In the listing below, locate the lines that hold "index" and copy them.

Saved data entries
^^^^^^^^^^^^^^^^

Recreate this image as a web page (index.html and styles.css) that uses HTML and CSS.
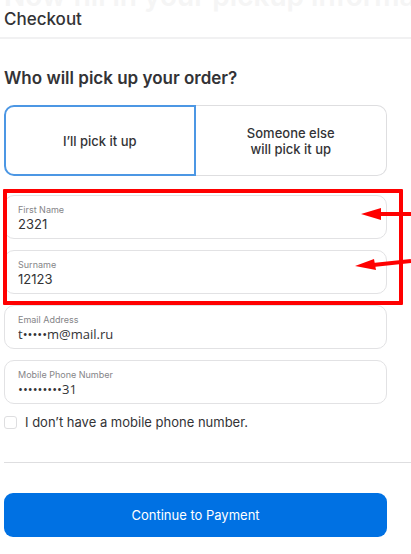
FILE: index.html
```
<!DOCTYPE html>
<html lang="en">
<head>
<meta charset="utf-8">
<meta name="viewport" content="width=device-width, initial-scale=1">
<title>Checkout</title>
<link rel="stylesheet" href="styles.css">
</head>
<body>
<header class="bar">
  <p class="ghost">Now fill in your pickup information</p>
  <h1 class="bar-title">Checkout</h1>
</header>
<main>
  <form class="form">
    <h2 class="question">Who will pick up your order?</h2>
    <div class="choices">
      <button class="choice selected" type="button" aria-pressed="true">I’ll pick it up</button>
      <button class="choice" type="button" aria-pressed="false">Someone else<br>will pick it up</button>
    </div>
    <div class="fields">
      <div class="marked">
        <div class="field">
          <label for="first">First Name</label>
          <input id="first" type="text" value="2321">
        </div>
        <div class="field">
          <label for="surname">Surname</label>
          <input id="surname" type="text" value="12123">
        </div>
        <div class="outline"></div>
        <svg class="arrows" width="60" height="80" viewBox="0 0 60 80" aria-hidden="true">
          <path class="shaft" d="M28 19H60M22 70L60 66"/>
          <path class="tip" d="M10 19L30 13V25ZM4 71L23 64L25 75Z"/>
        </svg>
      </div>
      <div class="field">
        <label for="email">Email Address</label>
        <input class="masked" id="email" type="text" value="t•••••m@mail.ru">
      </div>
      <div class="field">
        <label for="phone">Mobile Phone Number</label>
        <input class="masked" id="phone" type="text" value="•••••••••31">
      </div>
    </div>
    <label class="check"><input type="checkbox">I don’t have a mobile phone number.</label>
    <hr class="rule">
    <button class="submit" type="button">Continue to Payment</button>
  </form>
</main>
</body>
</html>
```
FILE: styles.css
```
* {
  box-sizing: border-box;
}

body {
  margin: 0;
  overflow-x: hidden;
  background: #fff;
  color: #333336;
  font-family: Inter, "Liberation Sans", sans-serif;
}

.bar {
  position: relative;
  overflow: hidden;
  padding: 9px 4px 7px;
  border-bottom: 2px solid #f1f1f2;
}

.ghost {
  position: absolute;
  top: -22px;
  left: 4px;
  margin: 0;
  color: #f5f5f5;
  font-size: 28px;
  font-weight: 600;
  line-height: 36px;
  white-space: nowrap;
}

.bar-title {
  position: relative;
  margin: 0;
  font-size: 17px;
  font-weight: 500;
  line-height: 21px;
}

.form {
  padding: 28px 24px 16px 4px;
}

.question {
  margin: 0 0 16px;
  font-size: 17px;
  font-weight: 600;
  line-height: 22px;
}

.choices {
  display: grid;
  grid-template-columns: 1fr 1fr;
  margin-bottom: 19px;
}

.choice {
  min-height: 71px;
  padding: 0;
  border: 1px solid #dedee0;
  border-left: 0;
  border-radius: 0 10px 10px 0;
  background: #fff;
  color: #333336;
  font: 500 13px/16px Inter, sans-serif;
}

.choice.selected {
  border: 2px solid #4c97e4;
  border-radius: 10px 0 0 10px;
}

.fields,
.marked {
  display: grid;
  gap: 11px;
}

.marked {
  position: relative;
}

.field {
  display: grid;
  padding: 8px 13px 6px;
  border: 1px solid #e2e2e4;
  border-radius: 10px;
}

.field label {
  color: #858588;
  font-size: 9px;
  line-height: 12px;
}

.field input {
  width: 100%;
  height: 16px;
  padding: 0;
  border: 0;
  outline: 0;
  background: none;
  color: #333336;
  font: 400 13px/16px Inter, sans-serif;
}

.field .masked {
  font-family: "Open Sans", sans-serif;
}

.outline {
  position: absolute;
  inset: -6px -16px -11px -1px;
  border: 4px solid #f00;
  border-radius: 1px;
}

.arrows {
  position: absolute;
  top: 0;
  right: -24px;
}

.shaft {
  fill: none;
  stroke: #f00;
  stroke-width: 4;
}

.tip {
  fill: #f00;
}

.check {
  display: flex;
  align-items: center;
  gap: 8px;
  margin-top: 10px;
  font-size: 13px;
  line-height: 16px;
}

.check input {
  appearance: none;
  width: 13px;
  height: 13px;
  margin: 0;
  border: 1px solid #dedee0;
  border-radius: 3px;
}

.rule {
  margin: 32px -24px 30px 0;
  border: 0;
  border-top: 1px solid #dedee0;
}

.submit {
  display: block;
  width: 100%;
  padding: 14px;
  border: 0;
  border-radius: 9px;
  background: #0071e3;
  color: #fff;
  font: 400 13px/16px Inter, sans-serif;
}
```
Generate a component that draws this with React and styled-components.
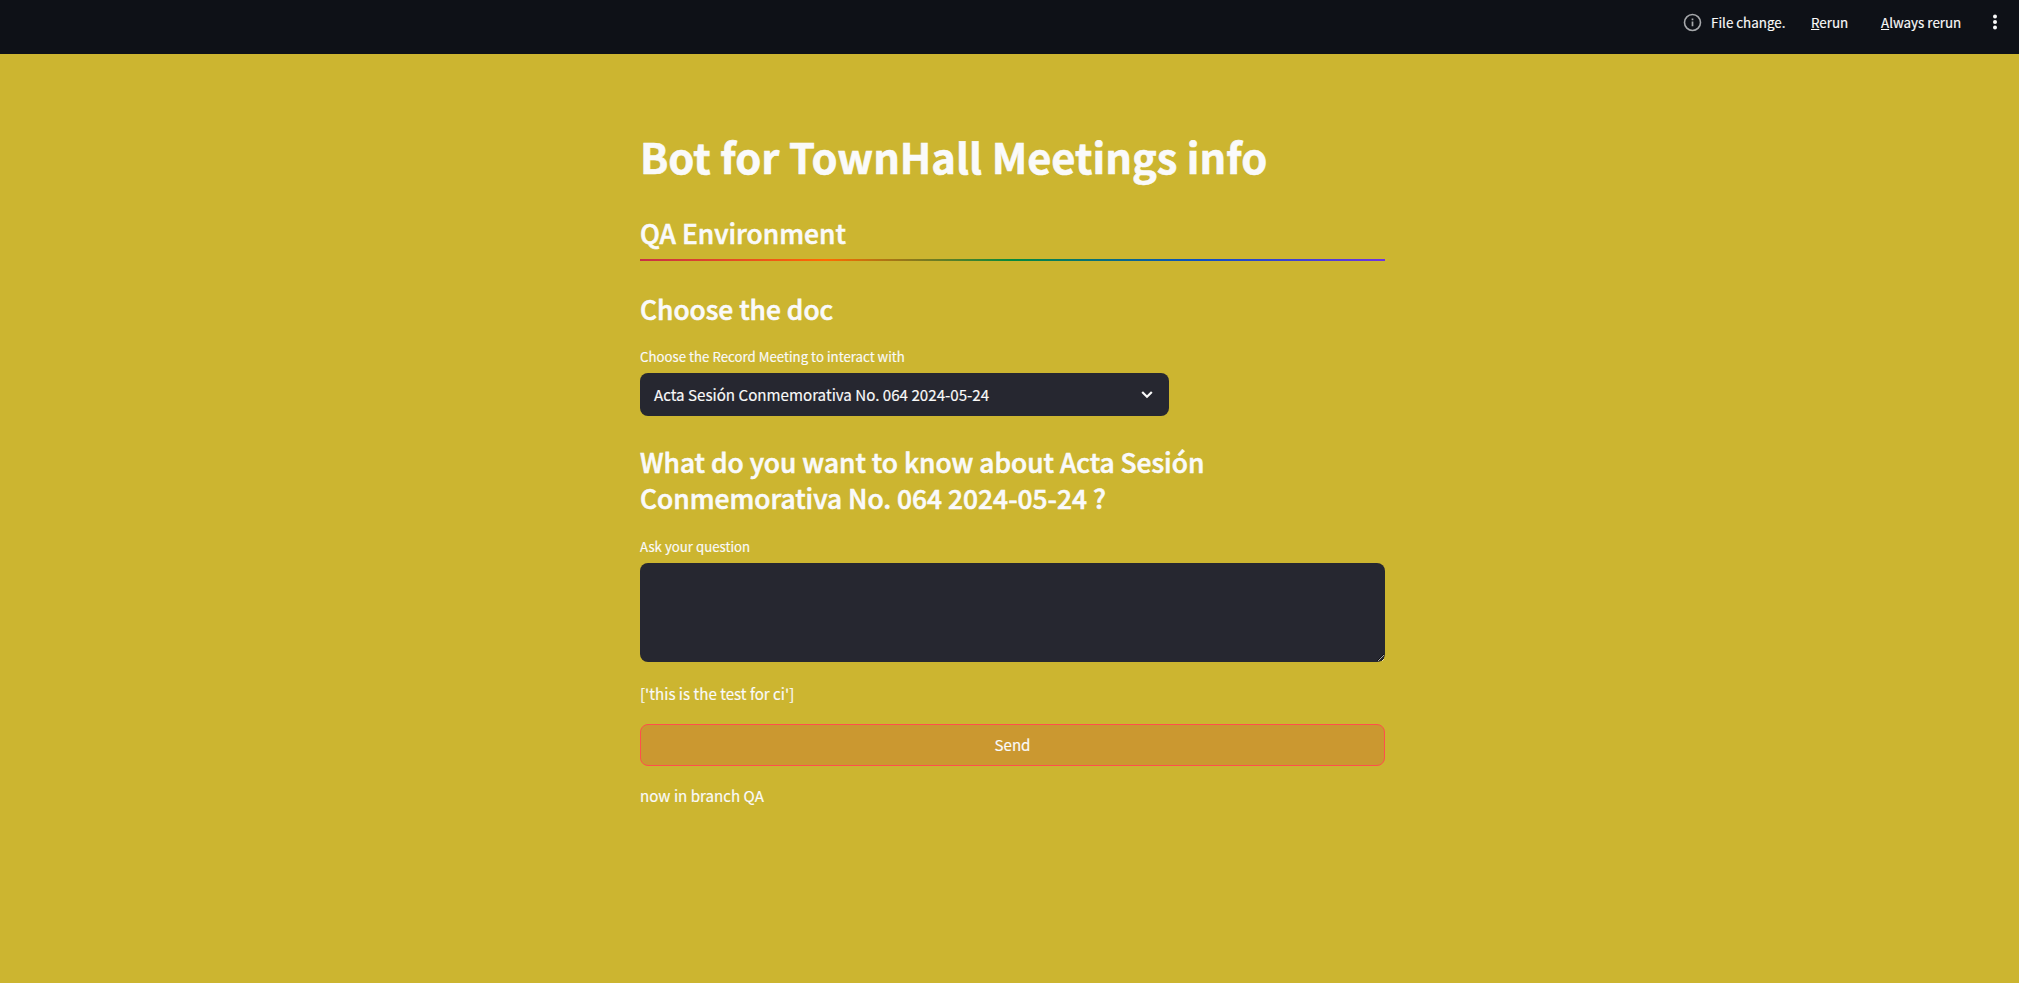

^^^^^^^^^^^^^^^^

_Exercise solution_
Recreate this image as a web page (index.html and styles.css) that uses HTML and CSS.
FILE: index.html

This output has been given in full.